5. No questions = no change

Making room for questions is uncomfortable, especially the silence that follows. But leaders must trust the process.

One cannot build experience without the activity of asking questions.

— Hans-Georg Gadamer (1960, Truth and Method)

The Takeaway: When we ask questions, we are open to new knowledge and willing to learn. Leaders who want to empower employees to develop new solutions must live by the motto: no questions = no change.

6. Questions drive social networks

Questioning is a profound social process. It isn't just about information; it's about hierarchy and relationships.

Questions are speech acts... they carry messages about relationships, about relative status, assertions of status, and challenges to status.

— Esther N. Goody (1978, Questions and Politeness)

The Takeaway: Deciding who is allowed to ask questions distributes responsibility. Leaders must ask themselves: “How do I use this power to empower everyone?”

What Leaders Get Wrong About Responsibility

Effective leadership isn't about giving or taking responsibility—it's about sharing it.

The “Responsibility” Misconception

Executives constantly seek “distributed responsibility and locally anchored ownership.” However, leaders actively undermine this by misunderstanding what demonstrating responsibility looks like. Because the word responsibility stems from the Latin respons (meaning “respond” or “answer to”), leaders believe that rapidly providing answers proves their reliability. But by not asking questions themselves, leaders prevent employees from demonstrating that same trustworthy behavior.

31Questions Answered
9Questions Asked

The Answer-Driven Culture: Over 15 years of studying large organizations, a universal pattern emerges. Leaders prioritize answering over asking. In one manufacturing company, a senior executive logged 31 answers but only 9 questions.

“I know I have let everyone down by not answering the many questions I received,” confessed a C-suite executive, feeling guilty about unprovided answers, while never stopping to consider the questions she didn't ask.

The 3 Paradigms of Distributing Responsibility

How people use questions to demonstrate and foster responsibility correlates with the Magical Question Triangle.

Paradigm 1: “I am responsible”

The Leader at the Center

Leaders think, talk, and behave in a way that puts themselves at the center of attention. They ask quiz or test questions designed to confirm that respondents see the world the same way they do.

Example Question:
“What are the components of a good marketing campaign?”
Classroom Parallel:
When a teacher asks this, all children look at her, expecting her not only to explain the question but to provide the correct answer ultimately.

Result: Employees will not feel comfortable sharing their unique perspectives and input.

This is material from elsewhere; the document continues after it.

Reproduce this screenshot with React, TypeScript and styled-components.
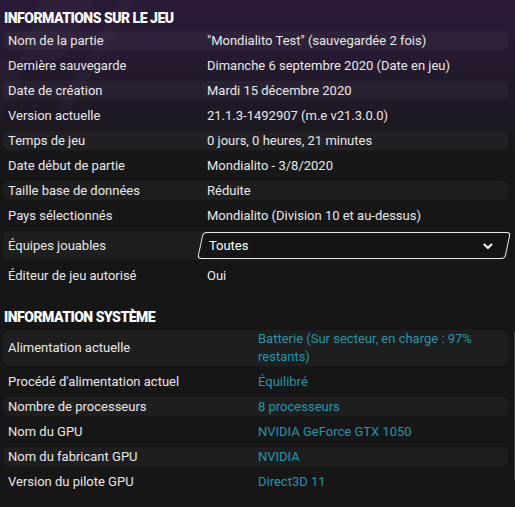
import React from "react";
import styled, { createGlobalStyle } from "styled-components";

const Global = createGlobalStyle`
  html, body { margin: 0; padding: 0; background: #161616; }
  body { font-family: Roboto, "Noto Sans", "Liberation Sans", sans-serif; }
  *, *::before, *::after { box-sizing: border-box; }
`;

const Page = styled.div`
  position: relative;
  width: 515px;
  height: 507px;
  overflow: hidden;
  padding-top: 10px;
  background: linear-gradient(
    180deg,
    #2a1a37 0px,
    #261a32 50px,
    #1f1925 110px,
    #181719 150px,
    #161616 180px
  );
  color: #e6e6e6;
`;

const Decor = styled.svg`
  position: absolute;
  left: 0;
  top: 0;
  pointer-events: none;
`;

const Section = styled.section<{ $gapTop?: number }>`
  position: relative;
  display: flex;
  flex-direction: column;
  margin-top: ${(p) => p.$gapTop ?? 0}px;
`;

const Heading = styled.h2`
  margin: 0 0 5px 4px;
  font-size: 14px;
  line-height: 16px;
  font-weight: 900;
  letter-spacing: -0.5px;
  color: #ffffff;
`;

const List = styled.div`
  display: flex;
  flex-direction: column;
  gap: 6px;
  margin: 0 7px 0 3px;
`;

const Row = styled.div<{ $striped: boolean; $tall?: boolean; $labelWidth: number }>`
  display: grid;
  grid-template-columns: ${(p) => p.$labelWidth}px 1fr;
  align-items: center;
  min-height: ${(p) => (p.$tall ? 29 : 19)}px;
  border-radius: 6px;
  background: ${(p) => (p.$striped ? "rgba(255,255,255,0.035)" : "transparent")};
  font-size: 13px;
  line-height: 18px;
`;

const Label = styled.div`
  padding-left: 5px;
  color: #e8e8e8;
`;

const Value = styled.div<{ $accent?: boolean }>`
  color: ${(p) => (p.$accent ? "#1d98ad" : "#e8e8e8")};
  padding-right: 8px;
`;

const Select = styled.div`
  display: flex;
  align-items: center;
  height: 27px;
  width: 308px;
  margin-left: -7px;
  padding: 0 14px 0 8px;
  border: 1.5px solid #e8e8e8;
  border-radius: 4px;
  background: #151515;
  transform: skewX(-12deg);
`;

const SelectInner = styled.div`
  display: flex;
  align-items: center;
  justify-content: space-between;
  width: 100%;
  transform: skewX(12deg);
  color: #ffffff;
  font-size: 13px;
`;

const Scrollbar = styled.div`
  position: absolute;
  right: 0;
  top: 332px;
  width: 1px;
  height: 148px;
  background: #444444;
`;

type Item = { label: string; value: string; tall?: boolean };

const game: Item[] = [
  { label: "Nom de la partie", value: '"Mondialito Test" (sauvegardée 2 fois)' },
  { label: "Dernière sauvegarde", value: "Dimanche 6 septembre 2020 (Date en jeu)" },
  { label: "Date de création", value: "Mardi 15 décembre 2020" },
  { label: "Version actuelle", value: "21.1.3-1492907 (m.e v21.3.0.0)" },
  { label: "Temps de jeu", value: "0 jours, 0 heures, 21 minutes" },
  { label: "Date début de partie", value: "Mondialito - 3/8/2020" },
  { label: "Taille base de données", value: "Réduite" },
  { label: "Pays sélectionnés", value: "Mondialito (Division 10 et au-dessus)" },
  { label: "Équipes jouables", value: "__select__", tall: true },
  { label: "Éditeur de jeu autorisé", value: "Oui" },
];

const system: Item[] = [
  { label: "Alimentation actuelle", value: "Batterie (Sur secteur, en charge : 97% restants)" },
  { label: "Procédé d'alimentation actuel", value: "Équilibré" },
  { label: "Nombre de processeurs", value: "8 processeurs" },
  { label: "Nom du GPU", value: "NVIDIA GeForce GTX 1050" },
  { label: "Nom du fabricant GPU", value: "NVIDIA" },
  { label: "Version du pilote GPU", value: "Direct3D 11" },
];

const Chevron = () => (
  <svg width="10" height="7" viewBox="0 0 10 7">
    <path d="M1.5 1.5 L5 5 L8.5 1.5" fill="none" stroke="#fff" strokeWidth="2" strokeLinecap="round" strokeLinejoin="round" />
  </svg>
);

export default function App() {
  return (
    <Page>
      <Global />
      <Decor width="515" height="180" viewBox="0 0 515 180">
        <polygon points="40,0 95,0 60,60 20,60" fill="rgba(255,255,255,0.025)" />
        <polygon points="120,0 135,0 70,110 55,110" fill="rgba(255,255,255,0.02)" />
        <polygon points="0,60 30,60 0,120" fill="rgba(255,255,255,0.015)" />
      </Decor>
      <Section>
        <Heading>INFORMATIONS SUR LE JEU</Heading>
        <List>
          {game.map((it, i) => (
            <Row key={it.label} $striped={i % 2 === 0} $tall={it.tall} $labelWidth={204}>
              <Label>{it.label}</Label>
              {it.value === "__select__" ? (
                <Select>
                  <SelectInner>
                    <span>Toutes</span>
                    <Chevron />
                  </SelectInner>
                </Select>
              ) : (
                <Value>{it.value}</Value>
              )}
            </Row>
          ))}
        </List>
      </Section>
      <Section $gapTop={24}>
        <Heading>INFORMATION SYSTÈME</Heading>
        <List>
          {system.map((it, i) => (
            <Row key={it.label} $striped={i % 2 === 0} $labelWidth={255}>
              <Label>{it.label}</Label>
              <Value $accent>{it.value}</Value>
            </Row>
          ))}
        </List>
      </Section>
      <Scrollbar />
    </Page>
  );
}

Paradigm 2: “You are responsible”

Imposing Accountability

Leaders impose responsibility by suggesting each individual needs to find their own answers. They use coaching questions designed to make the respondent reflect and behave individually.

Example Question:
“What can you do differently to improve collaboration with your colleagues?”
Classroom Parallel:
A Danish teacher addresses not the whole class, but one specific student whom she expects to take responsibility for their own learning.

Result: Employees focus entirely on their own projects. There is no team alignment.

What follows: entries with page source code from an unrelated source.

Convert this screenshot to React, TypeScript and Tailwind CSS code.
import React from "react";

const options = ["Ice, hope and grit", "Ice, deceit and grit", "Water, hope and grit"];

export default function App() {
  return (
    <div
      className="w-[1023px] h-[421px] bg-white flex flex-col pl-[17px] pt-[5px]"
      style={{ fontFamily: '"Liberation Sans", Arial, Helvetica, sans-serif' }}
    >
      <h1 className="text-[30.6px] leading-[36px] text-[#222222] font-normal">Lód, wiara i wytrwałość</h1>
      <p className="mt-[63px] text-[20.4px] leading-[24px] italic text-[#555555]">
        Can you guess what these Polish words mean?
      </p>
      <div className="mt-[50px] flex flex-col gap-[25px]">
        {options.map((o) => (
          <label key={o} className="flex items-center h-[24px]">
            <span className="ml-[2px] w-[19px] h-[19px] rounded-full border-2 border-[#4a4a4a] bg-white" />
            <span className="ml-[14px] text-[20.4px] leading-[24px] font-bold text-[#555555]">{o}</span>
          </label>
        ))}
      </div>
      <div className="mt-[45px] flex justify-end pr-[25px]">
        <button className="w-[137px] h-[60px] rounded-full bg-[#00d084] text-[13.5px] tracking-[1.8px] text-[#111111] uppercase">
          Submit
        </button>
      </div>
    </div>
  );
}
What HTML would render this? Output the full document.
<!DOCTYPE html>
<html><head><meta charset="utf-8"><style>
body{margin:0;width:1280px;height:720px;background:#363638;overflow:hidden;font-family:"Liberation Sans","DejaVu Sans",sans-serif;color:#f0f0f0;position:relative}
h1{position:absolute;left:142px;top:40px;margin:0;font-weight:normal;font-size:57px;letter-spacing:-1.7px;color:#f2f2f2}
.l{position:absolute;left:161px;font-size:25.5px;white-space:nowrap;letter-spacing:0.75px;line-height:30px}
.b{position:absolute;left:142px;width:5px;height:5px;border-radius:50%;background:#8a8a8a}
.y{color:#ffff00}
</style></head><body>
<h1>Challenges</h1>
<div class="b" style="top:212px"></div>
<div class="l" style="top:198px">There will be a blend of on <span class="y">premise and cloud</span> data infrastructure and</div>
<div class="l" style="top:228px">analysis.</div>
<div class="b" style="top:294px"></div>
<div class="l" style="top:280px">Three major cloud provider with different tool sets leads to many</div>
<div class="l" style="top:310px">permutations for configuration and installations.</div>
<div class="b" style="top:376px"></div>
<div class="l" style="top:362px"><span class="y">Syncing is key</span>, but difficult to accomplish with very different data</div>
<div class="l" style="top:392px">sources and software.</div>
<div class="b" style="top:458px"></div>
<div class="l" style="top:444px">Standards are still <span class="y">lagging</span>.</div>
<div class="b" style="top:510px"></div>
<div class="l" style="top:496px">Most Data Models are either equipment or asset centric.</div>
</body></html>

Paradigm 3: “We are responsible”

Co-creating the Answer

Leaders reinforce shared responsibility. They behave as if everyone is already on the same page, using topic-focused questions designed to make everyone concentrate on the same things together.

Example Question:
“What do we know about our value chain that can help us make the necessary improvements?”
Classroom Parallel:
The teacher draws attention neither to herself nor to selected children. She expects everyone to pay attention to the subject itself.

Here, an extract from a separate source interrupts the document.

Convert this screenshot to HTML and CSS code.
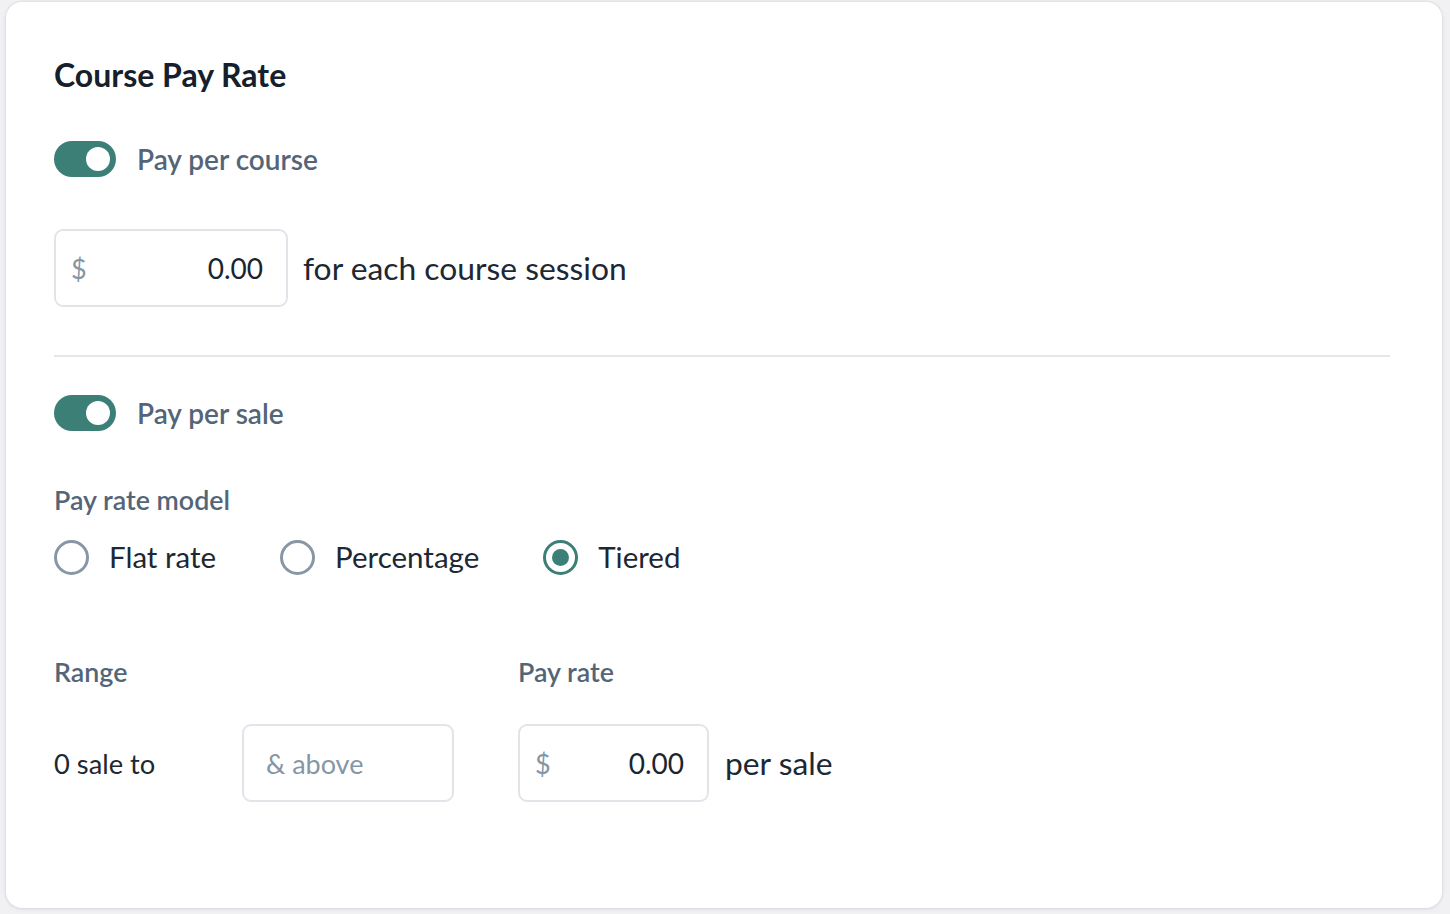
FILE: index.html
```html
<!DOCTYPE html>
<html lang="en">
<head>
<meta charset="utf-8">
<title>Course Pay Rate</title>
<link rel="stylesheet" href="styles.css">
</head>
<body>
<div class="card">
  <h1 class="title">Course Pay Rate</h1>

  <div class="toggle-row toggle-first">
    <span class="toggle"><span class="knob"></span></span>
    <span class="toggle-label">Pay per course</span>
  </div>

  <div class="amount-row">
    <div class="input money course-input">
      <span class="currency">$</span>
      <span class="value">0.00</span>
    </div>
    <span class="suffix">for each course session</span>
  </div>

  <hr class="divider">

  <div class="toggle-row toggle-second">
    <span class="toggle"><span class="knob"></span></span>
    <span class="toggle-label">Pay per sale</span>
  </div>

  <div class="field-label model-label">Pay rate model</div>
  <div class="radios">
    <label class="radio"><span class="circle"></span><span class="radio-text">Flat rate</span></label>
    <label class="radio"><span class="circle"></span><span class="radio-text">Percentage</span></label>
    <label class="radio checked"><span class="circle"><span class="dot"></span></span><span class="radio-text">Tiered</span></label>
  </div>

  <div class="tiers">
    <div class="field-label range-label">Range</div>
    <div class="field-label rate-label">Pay rate</div>
    <div class="tier-from">0 sale to</div>
    <div class="input placeholder-input"><span class="placeholder">&amp; above</span></div>
    <div class="rate-cell">
      <div class="input money rate-input">
        <span class="currency">$</span>
        <span class="value">0.00</span>
      </div>
      <span class="suffix">per sale</span>
    </div>
  </div>
</div>
</body>
</html>
```

FILE: styles.css
```css
* { box-sizing: border-box; }

html, body {
  margin: 0;
  padding: 0;
  background: #f1f1f4;
  font-family: Lato, "Noto Sans", sans-serif;
}

body {
  padding: 2px 8px 6px 6px;
}

.card {
  background: #ffffff;
  border-radius: 16px;
  box-shadow: 0 0 3px rgba(40, 40, 70, 0.12), 0 1px 4px rgba(40, 40, 70, 0.08);
  height: 906px;
  padding: 56px 52px 0 48px;
  display: flex;
  flex-direction: column;
  align-items: flex-start;
}

.title {
  margin: 0;
  font-size: 32px;
  line-height: 34px;
  font-weight: 700;
  color: #15202c;
}

.toggle-row {
  display: flex;
  align-items: center;
  gap: 21px;
}

.toggle-first { margin-top: 49px; }
.toggle-second { margin-top: 38px; }

.toggle {
  width: 62px;
  height: 36px;
  border-radius: 18px;
  background: #3b7f77;
  display: flex;
  align-items: center;
  justify-content: flex-end;
  padding-right: 6px;
}

.knob {
  width: 24px;
  height: 24px;
  border-radius: 50%;
  background: #ffffff;
}

.toggle-label {
  font-size: 28px;
  font-weight: 600;
  color: #536578;
  line-height: 30px;
}

.amount-row {
  margin-top: 52px;
  display: flex;
  align-items: center;
  gap: 15px;
}

.input {
  height: 78px;
  border: 2px solid #e1e5ea;
  border-radius: 9px;
  display: flex;
  align-items: center;
  font-size: 27px;
}

.money {
  justify-content: space-between;
  padding: 0 23px 0 15px;
}

.money .value { font-size: 28px; }

.course-input { width: 234px; }
.rate-input { width: 191px; }

.currency {
  color: #8596a6;
}

.value {
  color: #1a2530;
}

.suffix {
  font-size: 31.8px;
  color: #1c2833;
}

.divider {
  align-self: stretch;
  margin: 48px 0 0 0;
  border: 0;
  border-top: 2px solid #e6e6e6;
  height: 0;
}

.field-label {
  font-size: 26.8px;
  font-weight: 600;
  color: #536578;
  line-height: 30px;
}

.model-label { margin-top: 54px; }

.radios {
  margin-top: 24px;
  display: flex;
  align-items: center;
  gap: 64px;
}

.radio {
  display: flex;
  align-items: center;
  gap: 20px;
}

.circle {
  width: 35px;
  height: 35px;
  border-radius: 50%;
  border: 3px solid #8797a6;
  display: flex;
  align-items: center;
  justify-content: center;
}

.checked .circle {
  border-color: #3b7f77;
}

.dot {
  width: 17px;
  height: 17px;
  border-radius: 50%;
  background: #3b7f77;
}

.radio-text {
  font-size: 29.5px;
  color: #1c2833;
  line-height: 36px;
}

.tiers {
  margin-top: 82px;
  display: grid;
  grid-template-columns: 188px 276px auto;
  row-gap: 37px;
  align-items: center;
}

.range-label { grid-column: 1 / span 2; }
.rate-label { grid-column: 3; }

.tier-from {
  font-size: 27.3px;
  color: #1c2833;
}

.placeholder-input {
  width: 212px;
  padding: 0 22px;
}

.placeholder {
  color: #8596a6;
}

.rate-cell {
  display: flex;
  align-items: center;
  gap: 16px;
}
```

Result: Genuine co-creation and a shared burden of organizational success.

The Data Behind Pronouns

In a massive research project analyzing 15,893 questions asked by employees at 32 companies, the data revealed that pronouns act as a profound signal for who is taking responsibility.

Using “I”

Questions framed with “I/me” often went completely unanswered and failed to lead to any meaningful discussions.

Using “We”

Yielded a higher response rate, provoked spontaneous positive responses that were longer and more informative, and inspired entirely new questions.

Micro-Changes for Macro-Impact

  • Put your solutions on hold: Resist the temptation to provide answers. If you want accountability, the conversation cannot end with the answers you do or don't provide.
  • Use “We” intentionally: Avoid creating a gap between “I” (the leader) and “You” (the employee). “We” invites contribution.
  • Embrace not knowing: Place shared responsibility above the need to take sole responsibility by acting as the ultimate authority. No one should be ashamed of not having all the answers.